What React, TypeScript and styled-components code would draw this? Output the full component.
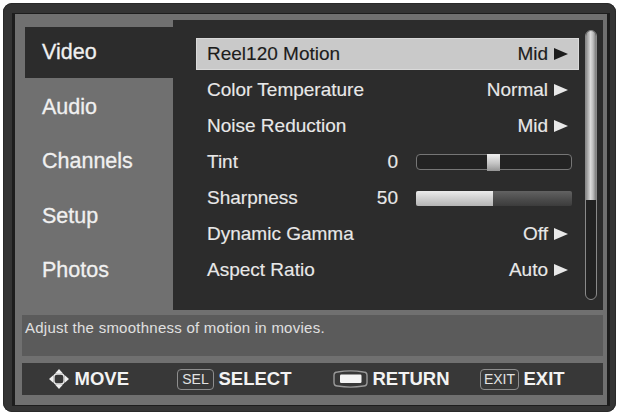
import React from "react";
import styled, { createGlobalStyle } from "styled-components";

const Global = createGlobalStyle`
  html, body {
    margin: 0;
    padding: 0;
    background: #ffffff;
  }
  body {
    font-family: "Liberation Sans", Arial, Helvetica, sans-serif;
  }
  * { box-sizing: border-box; }
`;

const Frame = styled.div`
  margin: 3px;
  width: 613px;
  height: 409px;
  background: #343434;
  border-radius: 9px;
  padding: 10px 6px 6px 9px;
  box-shadow: inset 0 0 0 1px #2a2a2a;
`;

const Panel = styled.div`
  height: 100%;
  background: #707070;
  border-style: solid;
  border-color: #1d1d1d;
  border-width: 1px 3px;
  padding: 6px 4px 10px 7px;
  display: flex;
  flex-direction: column;
`;

const Main = styled.div`
  display: flex;
  height: 290px;
`;

const Menu = styled.nav`
  width: 151px;
  padding: 7px 0 0 3px;
  display: flex;
  flex-direction: column;
  gap: 3.5px;
`;

const MenuItem = styled.div<{ $active?: boolean }>`
  height: 51px;
  display: flex;
  align-items: center;
  padding-left: 17px;
  font-size: 21.5px;
  color: #f0f0f0;
  -webkit-text-stroke: 0.3px #f0f0f0;
  background: ${(p) => (p.$active ? "#2c2c2c" : "transparent")};
`;

const Settings = styled.section`
  flex: 1;
  background: #2c2c2c;
  display: flex;
  padding: 10px 6px 10px 23px;
  gap: 6px;
`;

const RowList = styled.div`
  flex: 1;
  padding-top: 6px;
  display: flex;
  flex-direction: column;
`;

const Row = styled.div`
  height: 36px;
  padding: 2px 0;
  display: flex;
`;

const RowBar = styled.div<{ $selected?: boolean; $slider?: boolean }>`
  flex: 1;
  display: flex;
  align-items: center;
  gap: ${(p) => (p.$slider ? "18px" : "6px")};
  padding: 0 ${(p) => (p.$slider ? "7px" : "11px")} 0 11px;
  background: ${(p) => (p.$selected ? "#c9c9c9" : "transparent")};
  box-shadow: ${(p) => (p.$selected ? "inset 0 0 0 1px #dadada" : "none")};
  color: ${(p) => (p.$selected ? "#1c1c1c" : "#e8e8e8")};
  font-size: 19px;
  -webkit-text-stroke: 0.15px currentColor;
`;

const Label = styled.span`
  flex: 1;
`;

const Value = styled.span``;

const Arrow = styled.span`
  width: 0;
  height: 0;
  border-left: 14px solid currentColor;
  border-top: 6.5px solid transparent;
  border-bottom: 6.5px solid transparent;
`;

const Track = styled.div`
  position: relative;
  width: 156px;
  height: 16px;
  border: 1.5px solid #767676;
  border-radius: 4px;
  background: #232323;
`;

const Thumb = styled.div`
  position: absolute;
  top: -1.5px;
  bottom: -1.5px;
  width: 13px;
  background: linear-gradient(180deg, #f0f0f0 0%, #c4c4c4 55%, #949494 100%);
`;

const Level = styled.div`
  width: 156px;
  height: 15px;
  display: flex;
  border-radius: 2px;
  overflow: hidden;
  background: linear-gradient(180deg, #626262 0%, #4a4a4a 60%, #3c3c3c 100%);
`;

const LevelFill = styled.div`
  height: 100%;
  background: linear-gradient(180deg, #ececec 0%, #d2d2d2 45%, #b4b4b4 100%);
`;

const Scroll = styled.div`
  width: 12px;
  border: 1.5px solid #8a8a8a;
  border-radius: 6px;
  background: #222222;
  overflow: hidden;
`;

const ScrollThumb = styled.div`
  background: linear-gradient(90deg, #8c8c8c 0%, #dadada 45%, #bdbdbd 70%, #7a7a7a 100%);
`;

const Description = styled.div`
  margin-top: 5px;
  height: 41px;
  background: #5b5b5b;
  padding: 4px 3px;
  font-size: 15px;
  line-height: 18px;
  letter-spacing: 0.25px;
  color: #e0e0e0;
`;

const Footer = styled.footer`
  margin-top: 7px;
  height: 32px;
  background: #383838;
  display: grid;
  grid-template-columns: 129px 156px 147px auto;
  align-items: center;
  padding-left: 26px;
  color: #f3f3f3;
  font-weight: 700;
  font-size: 18.5px;
`;

const Hint = styled.div`
  display: flex;
  align-items: center;
  gap: 4.5px;
`;

const Key = styled.span<{ $w: number }>`
  width: ${(p) => p.$w}px;
  height: 21px;
  border: 1.5px solid #8e8e8e;
  border-radius: 4px;
  display: inline-flex;
  align-items: center;
  justify-content: center;
  font-size: 14px;
  font-weight: 400;
  color: #e2e2e2;
`;

const MoveIcon = () => (
  <svg width="22" height="22" viewBox="0 0 22 22">
    <rect x="6" y="6" width="10" height="10" rx="3" fill="none" stroke="#e8e8e8" strokeWidth="1.3" />
    <polygon points="11,1 7,5.5 15,5.5" fill="#f0f0f0" />
    <polygon points="11,21 7,16.5 15,16.5" fill="#f0f0f0" />
    <polygon points="1,11 5.5,7 5.5,15" fill="#f0f0f0" />
    <polygon points="21,11 16.5,7 16.5,15" fill="#f0f0f0" />
  </svg>
);

const ReturnIcon = () => (
  <svg width="35" height="20" viewBox="0 0 35 20">
    <path
      d="M4.5 3 Q17.5 0.8 30.5 3 Q34 3 34 6.5 V13.5 Q34 17 30.5 17 Q17.5 19.2 4.5 17 Q1 17 1 13.5 V6.5 Q1 3 4.5 3 Z"
      fill="none"
      stroke="#9a9a9a"
      strokeWidth="1.4"
    />
    <rect x="7" y="5.5" width="21.5" height="8.5" rx="1.2" fill="#f5f5f5" />
  </svg>
);

type Setting =
  | { kind: "choice"; label: string; value: string }
  | { kind: "center"; label: string; value: number; min: number; max: number }
  | { kind: "level"; label: string; value: number; max: number };

const settings: Setting[] = [
  { kind: "choice", label: "Reel120 Motion", value: "Mid" },
  { kind: "choice", label: "Color Temperature", value: "Normal" },
  { kind: "choice", label: "Noise Reduction", value: "Mid" },
  { kind: "center", label: "Tint", value: 0, min: -50, max: 50 },
  { kind: "level", label: "Sharpness", value: 50, max: 100 },
  { kind: "choice", label: "Dynamic Gamma", value: "Off" },
  { kind: "choice", label: "Aspect Ratio", value: "Auto" },
];

const menu = ["Video", "Audio", "Channels", "Setup", "Photos"];

const TRACK_W = 156;
const THUMB_W = 13;

function SettingRow({ s, selected }: { s: Setting; selected: boolean }) {
  if (s.kind === "choice") {
    return (
      <Row>
        <RowBar $selected={selected}>
          <Label>{s.label}</Label>
          <Value>{s.value}</Value>
          <Arrow />
        </RowBar>
      </Row>
    );
  }
  if (s.kind === "center") {
    const ratio = (s.value - s.min) / (s.max - s.min);
    const left = (TRACK_W - THUMB_W) * ratio - 1.5;
    return (
      <Row>
        <RowBar $selected={selected} $slider>
          <Label>{s.label}</Label>
          <Value>{s.value}</Value>
          <Track>
            <Thumb style={{ left }} />
          </Track>
        </RowBar>
      </Row>
    );
  }
  return (
    <Row>
      <RowBar $selected={selected} $slider>
        <Label>{s.label}</Label>
        <Value>{s.value}</Value>
        <Level>
          <LevelFill style={{ width: (TRACK_W * s.value) / s.max - 1 }} />
        </Level>
      </RowBar>
    </Row>
  );
}

export default function App() {
  return (
    <>
      <Global />
      <Frame>
        <Panel>
          <Main>
            <Menu>
              {menu.map((m, i) => (
                <MenuItem key={m} $active={i === 0}>
                  {m}
                </MenuItem>
              ))}
            </Menu>
            <Settings>
              <RowList>
                {settings.map((s, i) => (
                  <SettingRow key={s.label} s={s} selected={i === 0} />
                ))}
              </RowList>
              <Scroll>
                <ScrollThumb style={{ height: "63%" }} />
              </Scroll>
            </Settings>
          </Main>
          <Description>Adjust the smoothness of motion in movies.</Description>
          <Footer>
            <Hint>
              <MoveIcon />
              MOVE
            </Hint>
            <Hint>
              <Key $w={37}>SEL</Key>
              SELECT
            </Hint>
            <Hint>
              <ReturnIcon />
              RETURN
            </Hint>
            <Hint>
              <Key $w={39}>EXIT</Key>
              EXIT
            </Hint>
          </Footer>
        </Panel>
      </Frame>
    </>
  );
}
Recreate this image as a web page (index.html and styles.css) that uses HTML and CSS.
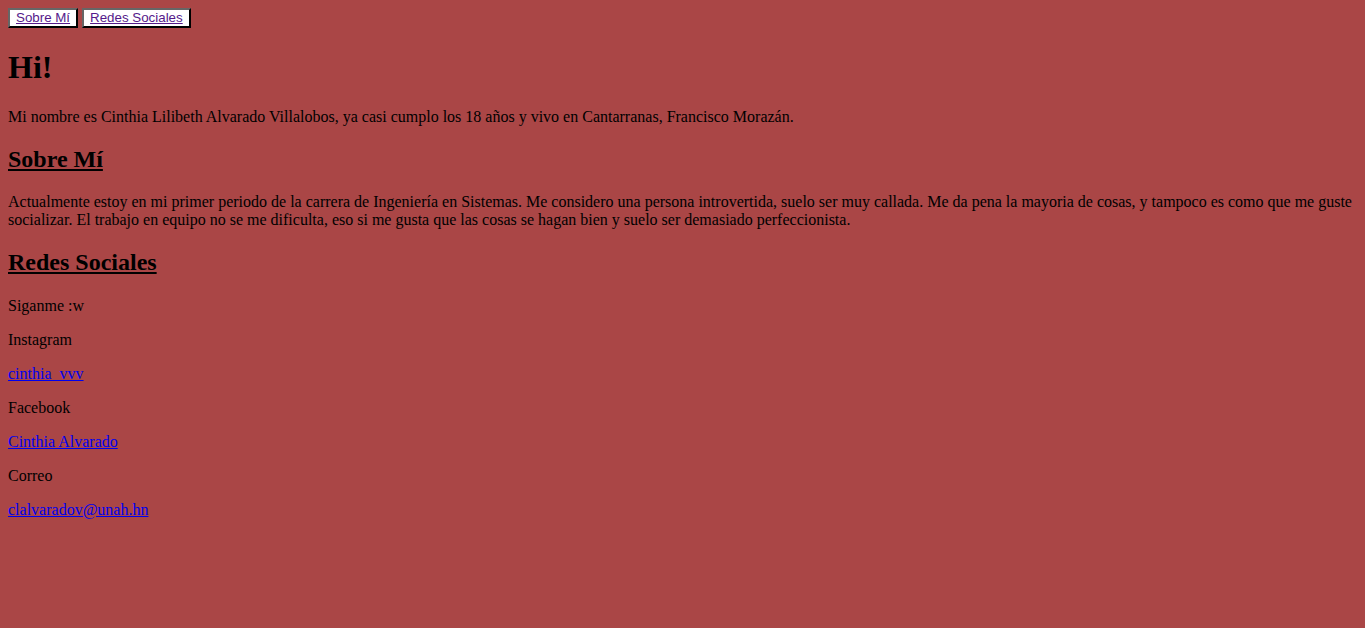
FILE: index.html
```html
<!DOCTYPE html>
<html lang="es">
<head>
<meta charset="utf-8">
<title>Cinthia</title>
<link rel="stylesheet" href="styles.css">
</head>
<body class="page">
<nav class="nav">
<button class="nav-btn"><a class="nav-link" href="#sobre">Sobre Mí</a></button>
<button class="nav-btn"><a class="nav-link" href="#redes">Redes Sociales</a></button>
</nav>
<h1 class="title">Hi!</h1>
<p class="text">Mi nombre es Cinthia Lilibeth Alvarado Villalobos, ya casi cumplo los 18 años y vivo en Cantarranas, Francisco Morazán.</p>
<h2 class="section" id="sobre">Sobre Mí</h2>
<p class="text">Actualmente estoy en mi primer periodo de la carrera de Ingeniería en Sistemas. Me considero una persona introvertida, suelo ser muy callada. Me da pena la mayoria de cosas, y tampoco es como que me guste socializar. El trabajo en equipo no se me dificulta, eso si me gusta que las cosas se hagan bien y suelo ser demasiado perfeccionista.</p>
<h2 class="section" id="redes">Redes Sociales</h2>
<p class="text">Siganme :w</p>
<p class="text">Instagram</p>
<p class="text"><a class="link" href="#">cinthia_vvv</a></p>
<p class="text">Facebook</p>
<p class="text"><a class="link" href="#">Cinthia Alvarado</a></p>
<p class="text">Correo</p>
<p class="text"><a class="link" href="#">clalvaradov@unah.hn</a></p>
</body>
</html>
```
FILE: styles.css
```css
html {
  background: #aa4646;
}
.page {
  margin: 8px;
  background: #aa4646;
  color: #000;
  font-family: "Liberation Serif", "Times New Roman", serif;
  font-size: 16px;
}
.nav {
  display: flex;
  align-items: flex-start;
  gap: 4px;
}
.nav-btn {
  font-family: "Liberation Sans", Arial, sans-serif;
  font-size: 13.333px;
  background: #fff;
  border: 2px solid;
  border-color: #666 #000 #000 #666;
  padding: 0 6px;
  margin: 0;
  height: 20px;
  line-height: 16px;
  box-sizing: border-box;
}
.nav-link {
  color: #551a8b;
  text-decoration: underline;
}
.title {
  font-size: 32px;
  font-weight: bold;
  margin: 21.44px 0;
}
.section {
  font-size: 24px;
  font-weight: bold;
  text-decoration: underline;
  margin: 19.92px 0 20.6px;
}
.text {
  margin: 16px 0;
}
.link {
  color: #0000ee;
  text-decoration: underline;
}
```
• • • •
- **Set exercise**
Count the lines of these entries that hold the string "page", and give only that number.

- **Exercise result**
3